▸ **Exercise requirements**: List all the lines in these records that hold "index".

▸ **Items**:
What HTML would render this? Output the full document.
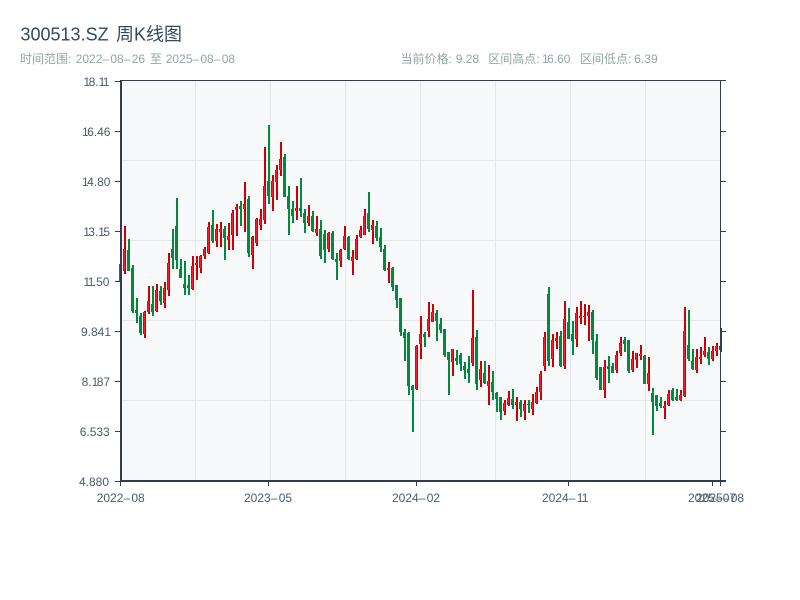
<!DOCTYPE html>
<html><head><meta charset="utf-8"><style>
html,body{margin:0;padding:0;background:#fff;width:800px;height:600px;overflow:hidden}
svg{display:block}
text{font-family:"Liberation Sans","Noto Sans CJK SC",sans-serif}
.d{letter-spacing:1.3px}
.o{letter-spacing:-1.6px}
</style></head><body>
<svg width="800" height="600" viewBox="0 0 800 600" xmlns="http://www.w3.org/2000/svg">
<text x="20.500" y="40.500" font-size="18" fill="#34495e">300513.SZ</text>
<text x="116" y="40.500" font-size="18" fill="#34495e">周K线图</text>
<g font-size="12" fill="#95a5a6">
<text x="20" y="63">时间范围:</text>
<text x="75.700" y="63">2022<tspan class="d">–</tspan>08<tspan class="d">–</tspan>26</text>
<text x="150" y="63">至</text>
<text x="165.700" y="63">2025<tspan class="d">–</tspan>08<tspan class="d">–</tspan>08</text>
<text x="400.500" y="63">当前价格:</text>
<text x="455.700" y="63">9.28</text>
<text x="488.300" y="63">区间高点:</text>
<text x="542" y="63"><tspan class="o">1</tspan>6.60</text>
<text x="580" y="63">区间低点:</text>
<text x="634.300" y="63">6.39</text>
</g>
<rect x="121" y="81" width="600" height="400" fill="#f8f9fa"/>
<path shape-rendering="crispEdges" stroke="#e4e6eb" stroke-width="1" fill="none" d="M195.500 81V481M270.500 81V481M345.500 81V481M420.500 81V481M495.500 81V481M570.500 81V481M645.500 81V481M121 160.500H720M121 240.500H720M121 320.500H720M121 400.500H720"/>
<defs>
<path id="gw" d="M121 261V283M129 239V271M133 265V313M137 298V323M141 313V335M153 286V316M161 286V305M173 229V269M177 198V269M181 259V278M185 261V295M189 275V295M213 210V243M225 226V260M241 201V226M249 196V257M269 125V204M285 154V197M289 186V235M293 201V223M301 178V217M305 209V233M313 211V232M321 220V259M325 230V263M333 231V260M337 253V280M349 236V260M369 192V232M377 221V241M381 228V252M385 245V271M393 267V291M397 285V308M401 298V336M405 329V361M409 332V395M413 385V432M425 332V347M437 310V341M441 318V333M445 329V357M449 352V395M457 350V365M461 353V371M465 362V379M469 356V383M477 330V390M485 361V384M493 371V400M497 392V412M501 397V420M513 389V409M521 400V417M529 400V413M549 287V366M561 331V367M569 308V339M573 321V355M593 310V354M597 334V380M601 367V390M609 356V383M613 363V373M625 337V352M629 340V373M645 355V384M653 388V435M657 395V411M661 397V408M673 388V401M677 389V401M689 310V361M693 349V370M709 347V365"/>
<path id="gb" d="M121 264V282M129 250V271M133 268V311M137 310V313M141 316V333M153 304V312M161 291V301M173 249V258M177 226V260M181 269V278M185 284V288M189 285V288M213 225V241M225 229V238M241 206V209M249 199V253M269 181V196M285 157V197M289 196V209M293 209V216M301 208V211M305 213V223M313 216V231M321 229V256M325 234V250M333 233V259M337 259V262M349 237V259M369 213V229M377 226V238M381 237V247M385 249V270M393 268V287M397 285V300M401 298V332M405 332V338M409 333V386M413 386V390M425 334V337M437 313V321M441 324V330M445 329V355M449 352V360M457 358V361M461 355V364M465 366V370M469 369V373M477 337V384M485 373V383M493 382V392M497 393V399M501 397V412M513 399V405M521 402V409M529 404V405M549 294V361M561 336V366M569 322V339M573 334V341M593 312V340M597 341V378M601 367V390M609 366V369M613 366V373M625 340V344M629 340V371M645 356V384M653 393V402M657 395V406M661 403V406M673 390V400M677 397V400M689 345V359M693 361V369M709 352V359"/>
<path id="rw" d="M125 226V274M145 311V338M149 286V314M157 284V312M165 282V308M169 253V296M193 256V290M197 256V280M201 255V273M205 247V259M209 222V254M217 224V247M221 222V247M229 223V250M233 210V250M237 204V236M245 182V232M253 236V269M257 218V246M261 209V230M265 147V224M273 175V211M277 165V200M281 142V176M297 186V220M309 205V226M317 216V236M329 232V252M341 249V267M345 226V250M353 250V275M357 235V260M361 226V238M365 209V235M373 220V244M389 262V283M417 345V390M421 316V359M429 302V337M433 304V322M453 349V376M473 290V366M481 361V387M489 365V405M505 400V415M509 391V406M517 397V421M525 400V420M533 394V415M537 387V404M541 371V400M545 332V371M553 334V367M557 332V349M565 301V369M577 307V347M581 301V324M585 304V325M589 305V341M605 360V398M617 351V373M621 337V356M633 351V372M637 353V368M641 345V360M649 357V391M665 401V419M669 390V406M681 390V401M685 307V397M697 349V373M701 347V364M705 337V357M713 346V361M717 343V356M721 328V352"/>
<path id="rb" d="M125 249V271M145 312V334M149 301V312M157 290V311M165 288V303M169 263V290M193 266V289M197 263V265M201 256V268M205 249V256M209 227V253M217 229V241M221 229V232M229 236V240M233 213V235M237 207V210M245 204V209M253 237V255M257 219V243M261 219V225M265 186V220M273 181V197M277 170V182M281 159V170M297 208V211M309 216V223M317 229V233M329 233V249M341 250V261M345 236V249M353 257V261M357 239V259M361 230V237M365 216V235M373 225V230M389 268V270M417 346V389M421 334V344M429 319V331M433 312V322M453 349V362M473 338V363M481 369V380M489 381V386M505 403V411M509 398V405M517 402V405M525 404V411M533 402V409M537 392V403M541 374V392M545 337V366M553 340V359M557 338V341M565 319V366M577 313V339M581 316V318M585 316V317M589 312V316M605 367V390M617 355V370M621 343V353M633 359V370M637 353V360M641 354V356M649 373V384M665 406V408M669 394V405M681 395V400M685 331V396M697 357V370M701 357V359M705 351V355M713 351V359M717 346V351M721 346V350"/>
</defs>
<g fill="none" shape-rendering="crispEdges">
<use href="#gw" stroke="#008a3c" stroke-width="2"/>
<use href="#rw" stroke="#cc0000" stroke-width="2"/>
<use href="#gb" stroke="#008a3c" stroke-width="2" transform="translate(-1 0)"/>
<use href="#rb" stroke="#d40a14" stroke-width="2" transform="translate(-1 0)"/>
<use href="#rb" stroke="#ff1a26" stroke-width="1" transform="translate(-.5 0)"/>
</g>
<path shape-rendering="crispEdges" stroke="#2c3e50" fill="none" stroke-width="1" d="M121 80.500H726M720.500 81V481M721 131.500H726M721 181.500H726M721 231.500H726M721 281.500H726M721 331.500H726M721 381.500H726M721 431.500H726M115 81.500H120M115 131.500H120M115 181.500H120M115 231.500H120M115 281.500H120M115 331.500H120M115 381.500H120M115 431.500H120M115 481.500H120M120.500 482V486M268.500 482V486M416.500 482V486M568.500 482V486M712.500 482V486M720.500 482V486"/>
<path shape-rendering="crispEdges" stroke="#2c3e50" fill="none" stroke-width="2" d="M121 80V482M120 481H726"/>
<g font-size="12" fill="#4a5c6e">
<text x="83.500" y="86"><tspan class="o">1</tspan>8.<tspan class="o">1</tspan><tspan class="o">1</tspan></text>
<text x="82" y="136"><tspan class="o">1</tspan>6.46</text>
<text x="82" y="186"><tspan class="o">1</tspan>4.80</text>
<text x="83.200" y="236"><tspan class="o">1</tspan>3.<tspan class="o">1</tspan>5</text>
<text x="83.500" y="286"><tspan class="o">1</tspan><tspan class="o">1</tspan>.50</text>
<text x="81" y="336">9.84<tspan class="o">1</tspan></text>
<text x="81.600" y="386">8.<tspan class="o">1</tspan>87</text>
<text x="79.700" y="436">6.533</text>
<text x="79" y="486">4.880</text>
<text x="96.700" y="502">2022<tspan class="d">–</tspan>08</text>
<text x="244" y="502">2023<tspan class="d">–</tspan>05</text>
<text x="392" y="502">2024<tspan class="d">–</tspan>02</text>
<text x="542" y="502">2024<tspan class="d">–</tspan><tspan class="o">1</tspan>1</text>
<text x="688" y="502">2025<tspan class="d">–</tspan>07</text>
<text x="696" y="502">2025<tspan class="d">–</tspan>08</text>
</g>
</svg>
</body></html>
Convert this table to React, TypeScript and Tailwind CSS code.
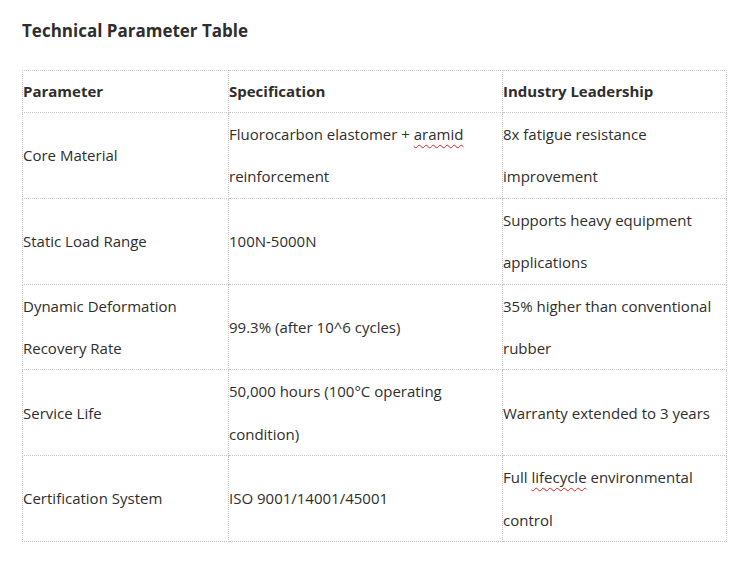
const rows: { param: string[]; spec: string[]; lead: React.ReactNode[] }[] = [
  {
    param: ["Core Material"],
    spec: ["Fluorocarbon elastomer + ", "reinforcement"],
    lead: ["8x fatigue resistance", "improvement"],
  },
  {
    param: ["Static Load Range"],
    spec: ["100N-5000N"],
    lead: ["Supports heavy equipment", "applications"],
  },
  {
    param: ["Dynamic Deformation", "Recovery Rate"],
    spec: ["99.3% (after 10^6 cycles)"],
    lead: ["35% higher than conventional", "rubber"],
  },
  {
    param: ["Service Life"],
    spec: ["50,000 hours (100°C operating", "condition)"],
    lead: ["Warranty extended to 3 years"],
  },
  {
    param: ["Certification System"],
    spec: ["ISO 9001/14001/45001"],
    lead: [],
  },
];

function Squiggle({ children }: { children: React.ReactNode }) {
  return (
    <span className="underline decoration-wavy decoration-[#e02020] decoration-1 underline-offset-[4px]">
      {children}
    </span>
  );
}

function Lines({ lines }: { lines: React.ReactNode[] }) {
  return (
    <>
      {lines.map((l, i) => (
        <div key={i} className="whitespace-nowrap">
          {l}
        </div>
      ))}
    </>
  );
}

export default function App() {
  const cell = "border border-dotted border-[#c8c8c8] p-0 align-middle";
  return (
    <div
      className="min-h-[579px] bg-white pl-[22px] pt-[18px] text-[#2e2e2e]"
      style={{ fontFamily: '"Open Sans", "Noto Sans", sans-serif' }}
    >
      <h2 className="text-[17px] font-bold leading-[26px]">Technical Parameter Table</h2>
      <table className="mt-[26px] w-[704px] table-fixed border-collapse text-[15px] leading-[42.4px]">
        <colgroup>
          <col className="w-[206px]" />
          <col className="w-[274px]" />
          <col className="w-[224px]" />
        </colgroup>
        <thead>
          <tr className="font-bold leading-[41px]">
            <td className={cell}>Parameter</td>
            <td className={cell}>Specification</td>
            <td className={cell}>Industry Leadership</td>
          </tr>
        </thead>
        <tbody>
          {rows.map((r, i) => (
            <tr key={i}>
              <td className={cell}>
                <Lines lines={r.param} />
              </td>
              <td className={cell}>
                {i === 0 ? (
                  <>
                    <div className="whitespace-nowrap">
                      Fluorocarbon elastomer + <Squiggle>aramid</Squiggle>
                    </div>
                    <div className="whitespace-nowrap">reinforcement</div>
                  </>
                ) : (
                  <Lines lines={r.spec} />
                )}
              </td>
              <td className={cell}>
                {i === 4 ? (
                  <>
                    <div className="whitespace-nowrap">
                      Full <Squiggle>lifecycle</Squiggle> environmental
                    </div>
                    <div className="whitespace-nowrap">control</div>
                  </>
                ) : (
                  <Lines lines={r.lead} />
                )}
              </td>
            </tr>
          ))}
        </tbody>
      </table>
    </div>
  );
}
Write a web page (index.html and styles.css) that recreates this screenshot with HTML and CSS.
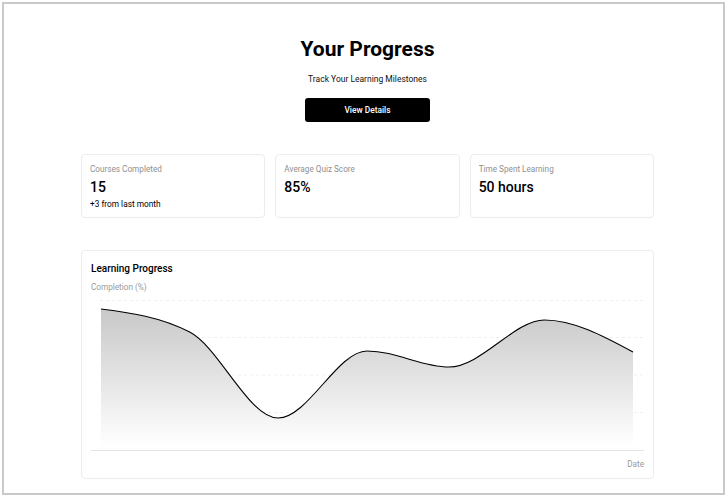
FILE: index.html
```html
<!DOCTYPE html>
<html>
<head>
<meta charset="utf-8">
<link rel="stylesheet" href="styles.css">
</head>
<body>
<div class="frame">
  <main class="page">
    <header class="hero">
      <h1 class="title">Your Progress</h1>
      <p class="subtitle">Track Your Learning Milestones</p>
      <button class="btn">View Details</button>
    </header>

    <section class="stats">
      <div class="card stat">
        <div class="stat-label">Courses Completed</div>
        <div class="stat-value">15</div>
        <div class="stat-note">+3 from last month</div>
      </div>
      <div class="card stat">
        <div class="stat-label">Average Quiz Score</div>
        <div class="stat-value">85%</div>
      </div>
      <div class="card stat">
        <div class="stat-label">Time Spent Learning</div>
        <div class="stat-value">50 hours</div>
      </div>
    </section>

    <section class="card chart-card">
      <h2 class="chart-title">Learning Progress</h2>
      <div class="axis-label">Completion (%)</div>
      <svg class="chart" width="553" height="158" viewBox="0 0 553 158">
        <defs>
          <linearGradient id="fillGrad" x1="0" y1="0" x2="0" y2="1">
            <stop offset="0" stop-color="#c8c8c8"/>
            <stop offset="1" stop-color="#ffffff"/>
          </linearGradient>
        </defs>
        <g class="grid">
          <line x1="9" y1="4.5" x2="553" y2="4.5"/>
          <line x1="9" y1="41.5" x2="553" y2="41.5"/>
          <line x1="9" y1="79" x2="553" y2="79"/>
          <line x1="9" y1="116.5" x2="553" y2="116.5"/>
        </g>
        <path class="area" d="M10,13 C39.57,16.8 69.13,20.7 98.7,36 C128.27,51.3 157.73,122 187.3,122 C216.87,122 246.43,55 276,55 C305.57,55 330,71 358,71 C390,71 423.73,24 453.3,24 C482.87,24 512.43,40 542,56 L542,150 L10,150 Z"/>
        <path class="line" d="M10,13 C39.57,16.8 69.13,20.7 98.7,36 C128.27,51.3 157.73,122 187.3,122 C216.87,122 246.43,55 276,55 C305.57,55 330,71 358,71 C390,71 423.73,24 453.3,24 C482.87,24 512.43,40 542,56"/>
        <line class="axis" x1="0" y1="154.5" x2="553" y2="154.5"/>
      </svg>
      <div class="x-label">Date</div>
    </section>
  </main>
</div>
</body>
</html>
```

FILE: styles.css
```css
* { box-sizing: border-box; }

html, body {
  margin: 0;
  padding: 0;
  background: #ffffff;
}

body {
  font-family: Roboto, "Liberation Sans", Arial, sans-serif;
  color: #000;
}

.frame {
  margin: 2px 1px 0 2px;
  height: 493px;
  border: 2px solid #c9c9c9;
  padding-left: 8px;
  overflow: hidden;
}

.page {
  width: 573px;
  margin: 0 auto;
  padding-top: 32px;
}

.hero {
  display: flex;
  flex-direction: column;
  align-items: center;
}

.title {
  margin: 0;
  font-size: 21px;
  line-height: 26px;
  font-weight: 700;
}

.subtitle {
  margin: 12px 0 0;
  font-size: 8.5px;
  line-height: 10px;
  color: #111;
}

.btn {
  margin-top: 14px;
  width: 125px;
  height: 24px;
  border: none;
  border-radius: 3px;
  background: #000;
  color: #fff;
  font-family: inherit;
  font-size: 8.4px;
  font-weight: 500;
}

.stats {
  margin-top: 32px;
  display: grid;
  grid-template-columns: repeat(3, 1fr);
  gap: 10px;
}

.card {
  border: 1px solid #ececec;
  border-radius: 4px;
  background: #fff;
}

.stat {
  height: 64px;
  padding: 9px 8px;
}

.stat-label {
  font-size: 8.2px;
  line-height: 10px;
  color: #8f8f8f;
}

.stat-value {
  margin-top: 5px;
  font-size: 14px;
  line-height: 17px;
  font-weight: 500;
}

.stat-note {
  margin-top: 3px;
  font-size: 8.3px;
  line-height: 10px;
}

.chart-card {
  margin-top: 32px;
  height: 229px;
  padding: 11px 9px 0 9px;
}

.chart-title {
  margin: 0;
  font-size: 10px;
  line-height: 13px;
  font-weight: 500;
}

.axis-label {
  margin-top: 7px;
  font-size: 8.2px;
  line-height: 10px;
  color: #9a9a9a;
}

.chart {
  display: block;
  margin-top: 4px;
}

.grid line {
  stroke: #efefef;
  stroke-width: 1;
  stroke-dasharray: 3 3;
}

.area {
  fill: url(#fillGrad);
}

.line {
  fill: none;
  stroke: #000;
  stroke-width: 1.1;
}

.axis {
  stroke: #e4e4e4;
  stroke-width: 1;
}

.x-label {
  margin-top: 5px;
  text-align: right;
  font-size: 8.2px;
  line-height: 10px;
  color: #9a9a9a;
}
```
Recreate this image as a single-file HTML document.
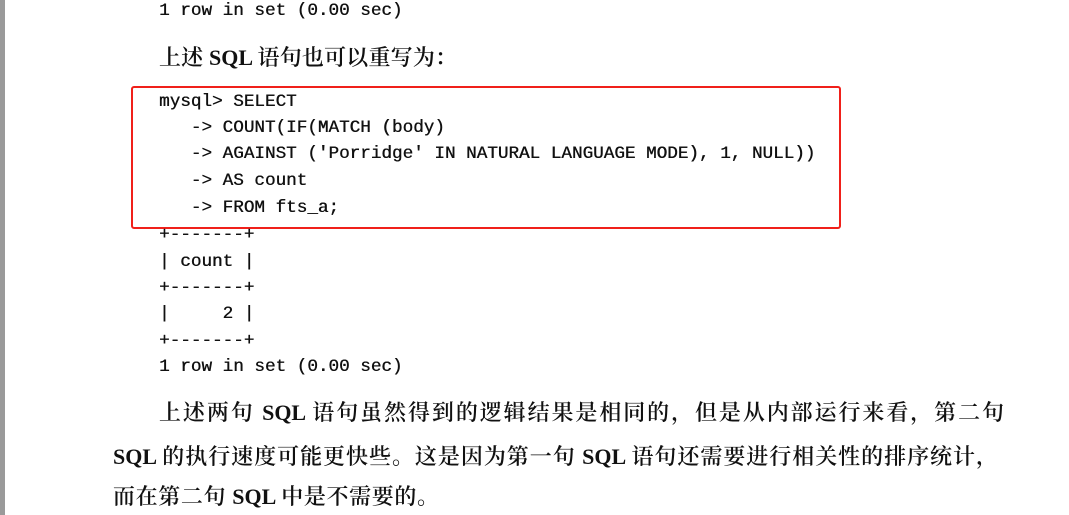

▸ **Result of this task**:
Write a web page (index.html and styles.css) that recreates this screenshot with HTML and CSS.
FILE: index.html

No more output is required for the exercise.